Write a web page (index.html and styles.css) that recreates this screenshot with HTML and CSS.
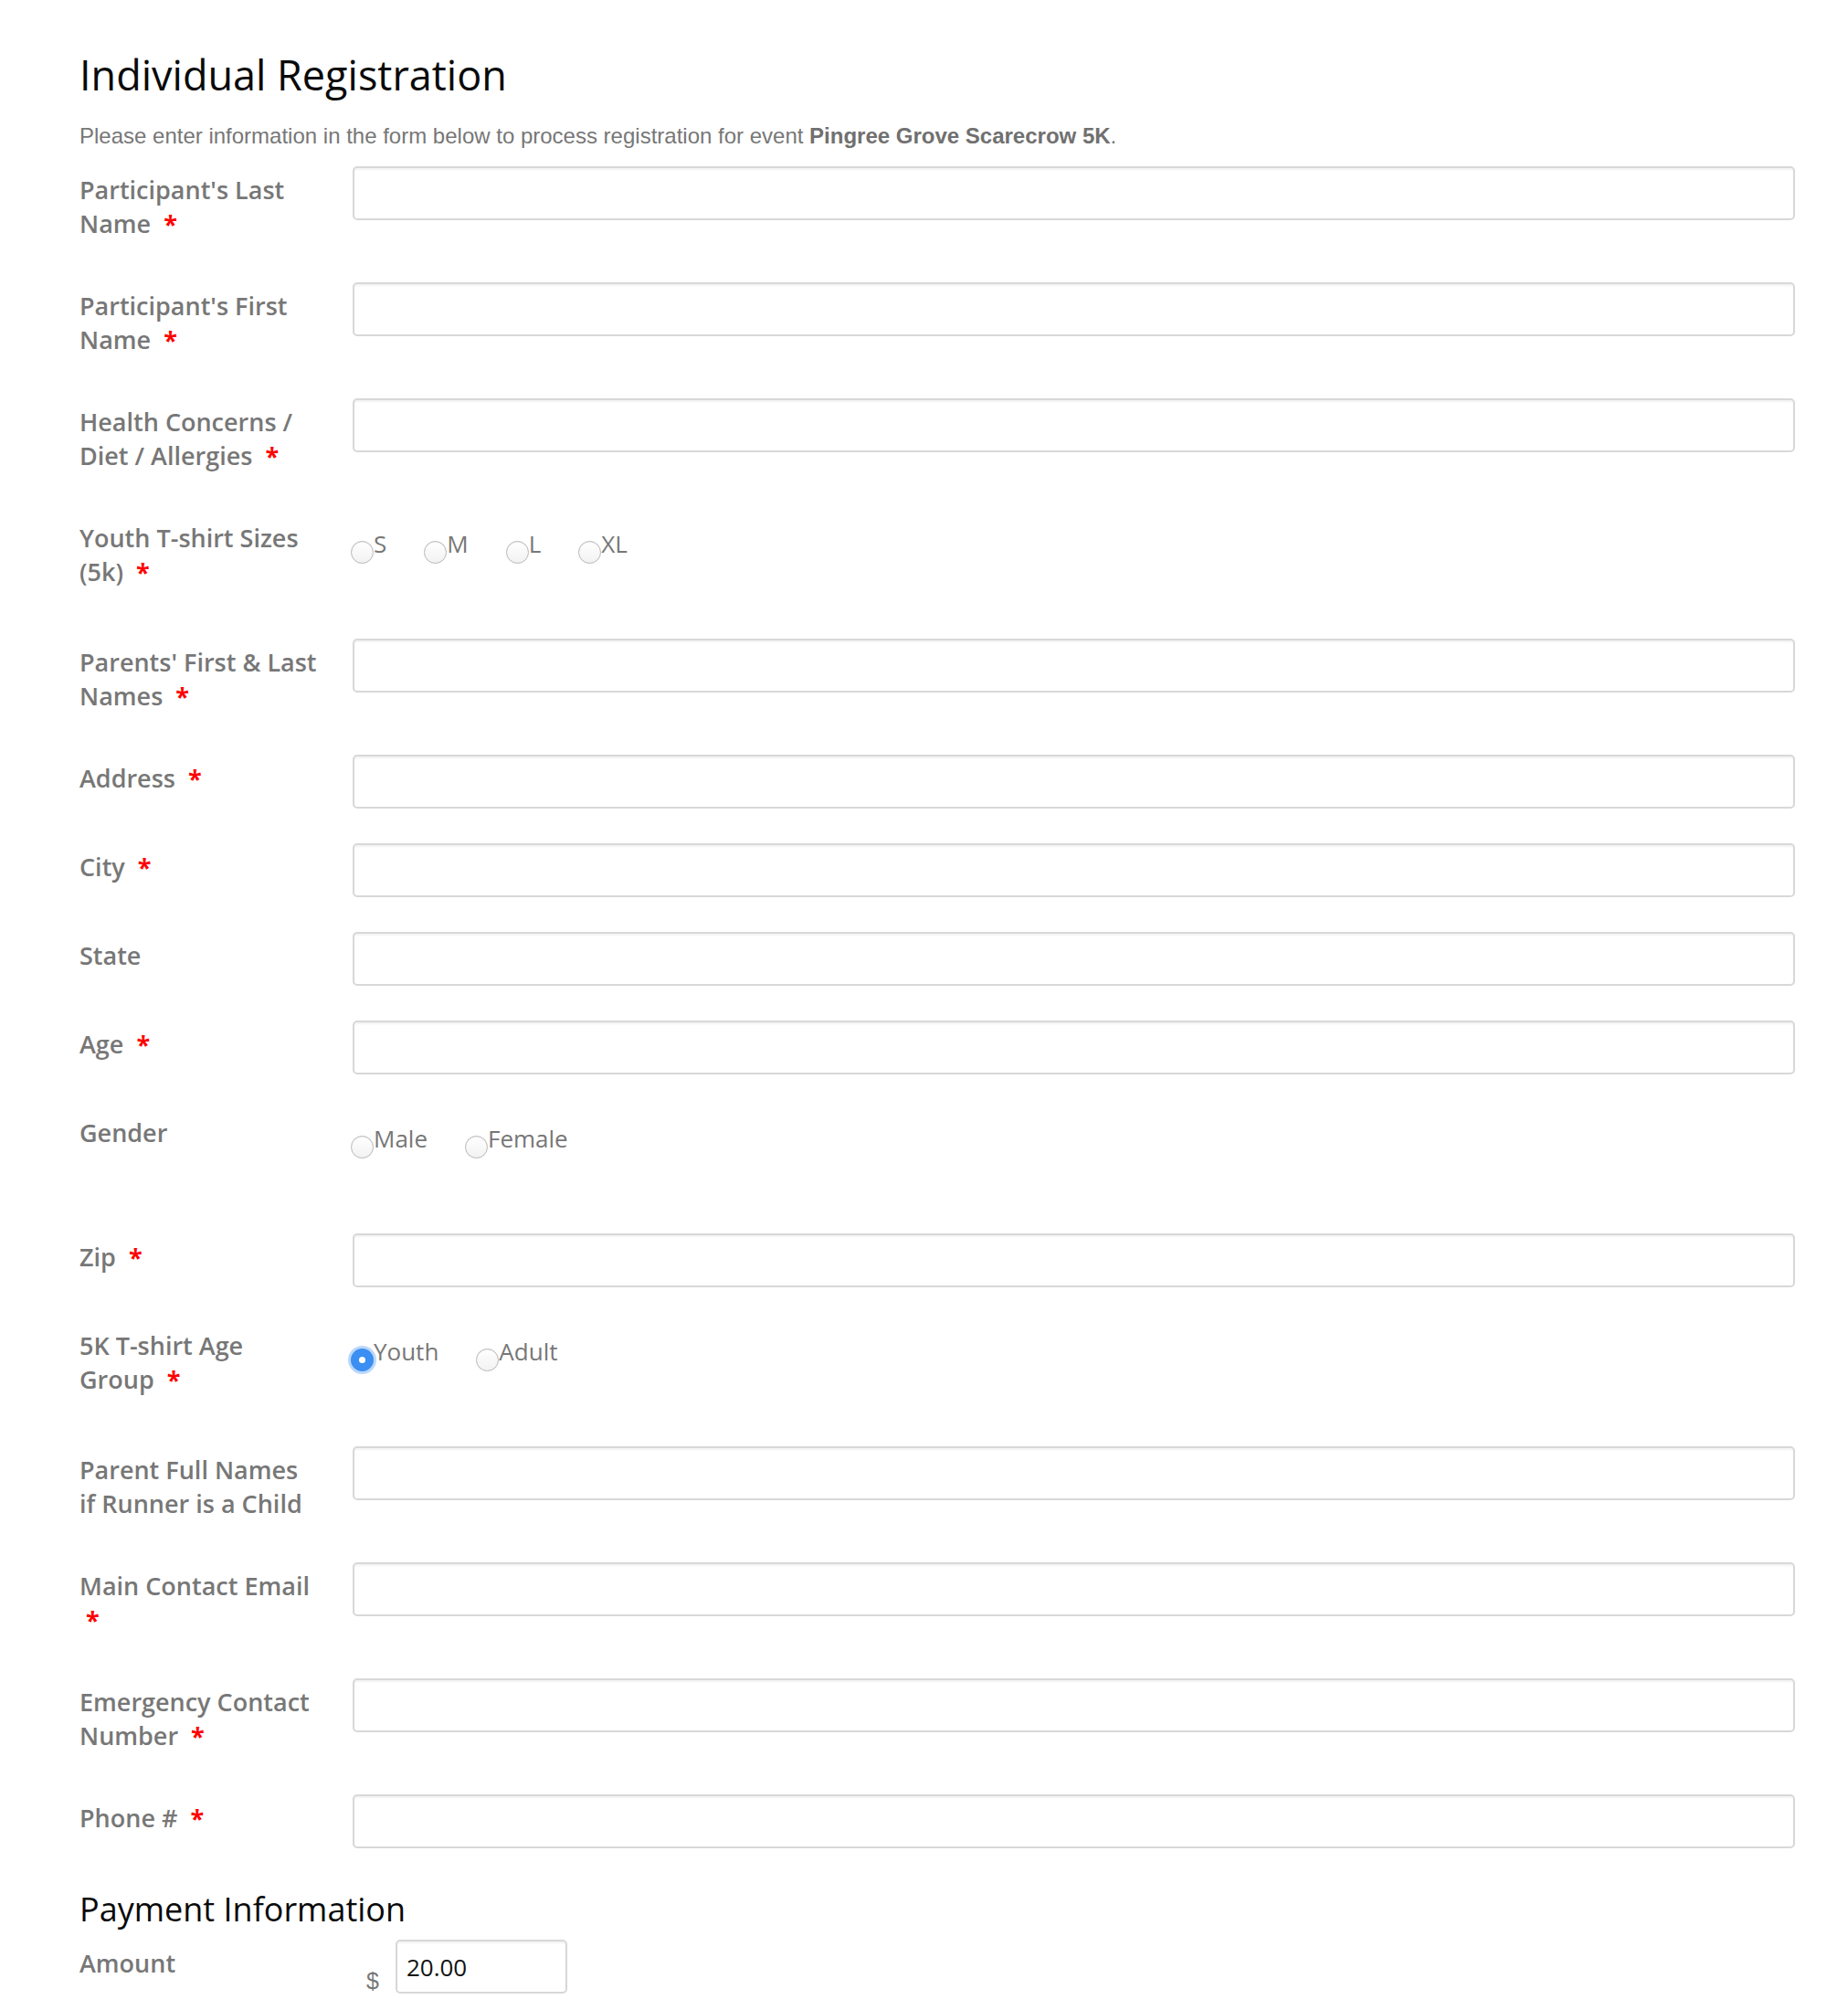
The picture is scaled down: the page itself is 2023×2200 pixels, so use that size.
FILE: index.html
```html
<!DOCTYPE html>
<html lang="en">
<head>
<meta charset="utf-8">
<title>Individual Registration</title>
<link rel="stylesheet" href="styles.css">
</head>
<body>
<div class="page">
  <h1 class="title">Individual Registration</h1>
  <p class="intro">Please enter information in the form below to process registration for event <b>Pingree Grove Scarecrow 5K</b>.</p>

  <form class="form">
    <div class="row">
      <label class="lbl">Participant's Last Name <span class="req">&nbsp;*</span></label>
      <div class="ctl"><input class="field" type="text"></div>
    </div>
    <div class="row">
      <label class="lbl">Participant's First Name <span class="req">&nbsp;*</span></label>
      <div class="ctl"><input class="field" type="text"></div>
    </div>
    <div class="row">
      <label class="lbl">Health Concerns / Diet / Allergies <span class="req">&nbsp;*</span></label>
      <div class="ctl"><input class="field" type="text"></div>
    </div>
    <div class="row">
      <label class="lbl">Youth T-shirt Sizes (5k) <span class="req">&nbsp;*</span></label>
      <div class="ctl radios">
        <label class="opt"><span class="radio"></span>S</label>
        <label class="opt"><span class="radio"></span>M</label>
        <label class="opt"><span class="radio"></span>L</label>
        <label class="opt"><span class="radio"></span>XL</label>
      </div>
    </div>
    <div class="row">
      <label class="lbl">Parents' First &amp; Last Names <span class="req">&nbsp;*</span></label>
      <div class="ctl"><input class="field" type="text"></div>
    </div>
    <div class="row">
      <label class="lbl">Address <span class="req">&nbsp;*</span></label>
      <div class="ctl"><input class="field" type="text"></div>
    </div>
    <div class="row">
      <label class="lbl">City <span class="req">&nbsp;*</span></label>
      <div class="ctl"><input class="field" type="text"></div>
    </div>
    <div class="row">
      <label class="lbl">State</label>
      <div class="ctl"><input class="field" type="text"></div>
    </div>
    <div class="row">
      <label class="lbl">Age <span class="req">&nbsp;*</span></label>
      <div class="ctl"><input class="field" type="text"></div>
    </div>
    <div class="row">
      <label class="lbl">Gender</label>
      <div class="ctl radios">
        <label class="opt"><span class="radio"></span>Male</label>
        <label class="opt"><span class="radio"></span>Female</label>
      </div>
    </div>
    <div class="row">
      <label class="lbl">Zip <span class="req">&nbsp;*</span></label>
      <div class="ctl"><input class="field" type="text"></div>
    </div>
    <div class="row">
      <label class="lbl">5K T-shirt Age Group <span class="req">&nbsp;*</span></label>
      <div class="ctl radios">
        <label class="opt"><span class="radio checked"></span>Youth</label>
        <label class="opt"><span class="radio"></span>Adult</label>
      </div>
    </div>
    <div class="row">
      <label class="lbl">Parent Full Names if Runner is a Child</label>
      <div class="ctl"><input class="field" type="text"></div>
    </div>
    <div class="row">
      <label class="lbl">Main Contact Email <span class="req">&nbsp;*</span></label>
      <div class="ctl"><input class="field" type="text"></div>
    </div>
    <div class="row">
      <label class="lbl">Emergency Contact Number <span class="req">&nbsp;*</span></label>
      <div class="ctl"><input class="field" type="text"></div>
    </div>
    <div class="row">
      <label class="lbl">Phone # <span class="req">&nbsp;*</span></label>
      <div class="ctl"><input class="field" type="text"></div>
    </div>

    <h2 class="sub">Payment Information</h2>
    <div class="row row-amount">
      <label class="lbl">Amount</label>
      <div class="ctl amount">
        <span class="currency">$</span>
        <input class="field field-amount" type="text" value="20.00">
      </div>
    </div>
  </form>
</div>
</body>
</html>
```
FILE: styles.css
```css
html, body {
  margin: 0;
  padding: 0;
  background: #ffffff;
}

.page {
  width: 1878px;
  padding: 52px 0 0 87px;
  font-family: "Open Sans", "Liberation Sans", sans-serif;
}

.title {
  margin: 0;
  font-size: 45px;
  line-height: 60px;
  font-weight: 500;
  color: #0a0a0a;
}

.intro {
  margin: 21px 0 17px;
  font-family: "Liberation Sans", Arial, sans-serif;
  font-size: 24px;
  line-height: 32px;
  color: #777777;
}

.intro b {
  color: #707070;
}

.form {
  margin: 0;
}

.row {
  display: grid;
  grid-template-columns: 299px 1fr;
  align-items: start;
  margin-bottom: 38px;
}

.lbl {
  padding: 7px 38px 8px 0;
  font-size: 27px;
  line-height: 37px;
  font-weight: 620;
  color: #777777;
}

.req {
  color: #ff0000;
  font-weight: 700;
}

.field {
  display: block;
  box-sizing: border-box;
  width: 100%;
  height: 59px;
  margin: 0;
  padding: 0 10px;
  border: 2px solid #d8d8d8;
  border-radius: 5px;
  background: #ffffff;
  box-shadow: inset 0 2px 2px rgba(0, 0, 0, 0.05);
  font-family: "Open Sans", sans-serif;
  font-size: 26px;
  color: #111111;
  outline: none;
}

.radios {
  display: flex;
  align-items: flex-start;
  height: 98px;
  box-sizing: border-box;
  padding-top: 14px;
}

.opt {
  display: inline-flex;
  align-items: flex-start;
  margin-right: 43px;
  font-size: 26px;
  line-height: 37px;
  color: #777777;
}

.radio {
  flex: none;
  box-sizing: border-box;
  width: 25px;
  height: 25px;
  margin: 15px 0 0 -2px;
  border: 1.5px solid #b8b8b8;
  border-radius: 50%;
  background: linear-gradient(#ffffff, #f2f2f2);
  box-shadow: inset 0 1px 1px rgba(0, 0, 0, 0.06);
}

.radio.checked {
  display: flex;
  align-items: center;
  justify-content: center;
  border: none;
  background: #3b8ef2;
  box-shadow: 0 0 0 3px rgba(59, 142, 242, 0.35);
}

.radio.checked::after {
  content: "";
  width: 7px;
  height: 7px;
  border-radius: 50%;
  background: #ffffff;
}

.sub {
  margin: 45px 0 11px;
  font-size: 36px;
  line-height: 44px;
  font-weight: 400;
  color: #0a0a0a;
}

.amount {
  display: flex;
  align-items: flex-end;
  padding-left: 15px;
}

.currency {
  font-family: "Liberation Sans", Arial, sans-serif;
  font-size: 25px;
  line-height: 25px;
  color: #777777;
  margin-bottom: 1px;
}

.field-amount {
  width: 188px;
  margin-left: 18px;
}
```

◇ ◇ ◇ ◇ ◇

**SHORT TASK**. Your task is to reproduce all of the material exactly. The pictures stay out.

**RESULT OF THIS TASK**.
Write a web page (index.html and styles.css) that recreates this screenshot with HTML and CSS.
The picture is scaled down: the page itself is 2023×2200 pixels, so use that size.
FILE: index.html
```html
<!DOCTYPE html>
<html lang="en">
<head>
<meta charset="utf-8">
<title>Individual Registration</title>
<link rel="stylesheet" href="styles.css">
</head>
<body>
<div class="page">
  <h1 class="title">Individual Registration</h1>
  <p class="intro">Please enter information in the form below to process registration for event <b>Pingree Grove Scarecrow 5K</b>.</p>

  <form class="form">
    <div class="row">
      <label class="lbl">Participant's Last Name <span class="req">&nbsp;*</span></label>
      <div class="ctl"><input class="field" type="text"></div>
    </div>
    <div class="row">
      <label class="lbl">Participant's First Name <span class="req">&nbsp;*</span></label>
      <div class="ctl"><input class="field" type="text"></div>
    </div>
    <div class="row">
      <label class="lbl">Health Concerns / Diet / Allergies <span class="req">&nbsp;*</span></label>
      <div class="ctl"><input class="field" type="text"></div>
    </div>
    <div class="row">
      <label class="lbl">Youth T-shirt Sizes (5k) <span class="req">&nbsp;*</span></label>
      <div class="ctl radios">
        <label class="opt"><span class="radio"></span>S</label>
        <label class="opt"><span class="radio"></span>M</label>
        <label class="opt"><span class="radio"></span>L</label>
        <label class="opt"><span class="radio"></span>XL</label>
      </div>
    </div>
    <div class="row">
      <label class="lbl">Parents' First &amp; Last Names <span class="req">&nbsp;*</span></label>
      <div class="ctl"><input class="field" type="text"></div>
    </div>
    <div class="row">
      <label class="lbl">Address <span class="req">&nbsp;*</span></label>
      <div class="ctl"><input class="field" type="text"></div>
    </div>
    <div class="row">
      <label class="lbl">City <span class="req">&nbsp;*</span></label>
      <div class="ctl"><input class="field" type="text"></div>
    </div>
    <div class="row">
      <label class="lbl">State</label>
      <div class="ctl"><input class="field" type="text"></div>
    </div>
    <div class="row">
      <label class="lbl">Age <span class="req">&nbsp;*</span></label>
      <div class="ctl"><input class="field" type="text"></div>
    </div>
    <div class="row">
      <label class="lbl">Gender</label>
      <div class="ctl radios">
        <label class="opt"><span class="radio"></span>Male</label>
        <label class="opt"><span class="radio"></span>Female</label>
      </div>
    </div>
    <div class="row">
      <label class="lbl">Zip <span class="req">&nbsp;*</span></label>
      <div class="ctl"><input class="field" type="text"></div>
    </div>
    <div class="row">
      <label class="lbl">5K T-shirt Age Group <span class="req">&nbsp;*</span></label>
      <div class="ctl radios">
        <label class="opt"><span class="radio checked"></span>Youth</label>
        <label class="opt"><span class="radio"></span>Adult</label>
      </div>
    </div>
    <div class="row">
      <label class="lbl">Parent Full Names if Runner is a Child</label>
      <div class="ctl"><input class="field" type="text"></div>
    </div>
    <div class="row">
      <label class="lbl">Main Contact Email <span class="req">&nbsp;*</span></label>
      <div class="ctl"><input class="field" type="text"></div>
    </div>
    <div class="row">
      <label class="lbl">Emergency Contact Number <span class="req">&nbsp;*</span></label>
      <div class="ctl"><input class="field" type="text"></div>
    </div>
    <div class="row">
      <label class="lbl">Phone # <span class="req">&nbsp;*</span></label>
      <div class="ctl"><input class="field" type="text"></div>
    </div>

    <h2 class="sub">Payment Information</h2>
    <div class="row row-amount">
      <label class="lbl">Amount</label>
      <div class="ctl amount">
        <span class="currency">$</span>
        <input class="field field-amount" type="text" value="20.00">
      </div>
    </div>
  </form>
</div>
</body>
</html>
```
FILE: styles.css
```css
html, body {
  margin: 0;
  padding: 0;
  background: #ffffff;
}

.page {
  width: 1878px;
  padding: 52px 0 0 87px;
  font-family: "Open Sans", "Liberation Sans", sans-serif;
}

.title {
  margin: 0;
  font-size: 45px;
  line-height: 60px;
  font-weight: 500;
  color: #0a0a0a;
}

.intro {
  margin: 21px 0 17px;
  font-family: "Liberation Sans", Arial, sans-serif;
  font-size: 24px;
  line-height: 32px;
  color: #777777;
}

.intro b {
  color: #707070;
}

.form {
  margin: 0;
}

.row {
  display: grid;
  grid-template-columns: 299px 1fr;
  align-items: start;
  margin-bottom: 38px;
}

.lbl {
  padding: 7px 38px 8px 0;
  font-size: 27px;
  line-height: 37px;
  font-weight: 620;
  color: #777777;
}

.req {
  color: #ff0000;
  font-weight: 700;
}

.field {
  display: block;
  box-sizing: border-box;
  width: 100%;
  height: 59px;
  margin: 0;
  padding: 0 10px;
  border: 2px solid #d8d8d8;
  border-radius: 5px;
  background: #ffffff;
  box-shadow: inset 0 2px 2px rgba(0, 0, 0, 0.05);
  font-family: "Open Sans", sans-serif;
  font-size: 26px;
  color: #111111;
  outline: none;
}

.radios {
  display: flex;
  align-items: flex-start;
  height: 98px;
  box-sizing: border-box;
  padding-top: 14px;
}

.opt {
  display: inline-flex;
  align-items: flex-start;
  margin-right: 43px;
  font-size: 26px;
  line-height: 37px;
  color: #777777;
}

.radio {
  flex: none;
  box-sizing: border-box;
  width: 25px;
  height: 25px;
  margin: 15px 0 0 -2px;
  border: 1.5px solid #b8b8b8;
  border-radius: 50%;
  background: linear-gradient(#ffffff, #f2f2f2);
  box-shadow: inset 0 1px 1px rgba(0, 0, 0, 0.06);
}

.radio.checked {
  display: flex;
  align-items: center;
  justify-content: center;
  border: none;
  background: #3b8ef2;
  box-shadow: 0 0 0 3px rgba(59, 142, 242, 0.35);
}

.radio.checked::after {
  content: "";
  width: 7px;
  height: 7px;
  border-radius: 50%;
  background: #ffffff;
}

.sub {
  margin: 45px 0 11px;
  font-size: 36px;
  line-height: 44px;
  font-weight: 400;
  color: #0a0a0a;
}

.amount {
  display: flex;
  align-items: flex-end;
  padding-left: 15px;
}

.currency {
  font-family: "Liberation Sans", Arial, sans-serif;
  font-size: 25px;
  line-height: 25px;
  color: #777777;
  margin-bottom: 1px;
}

.field-amount {
  width: 188px;
  margin-left: 18px;
}
```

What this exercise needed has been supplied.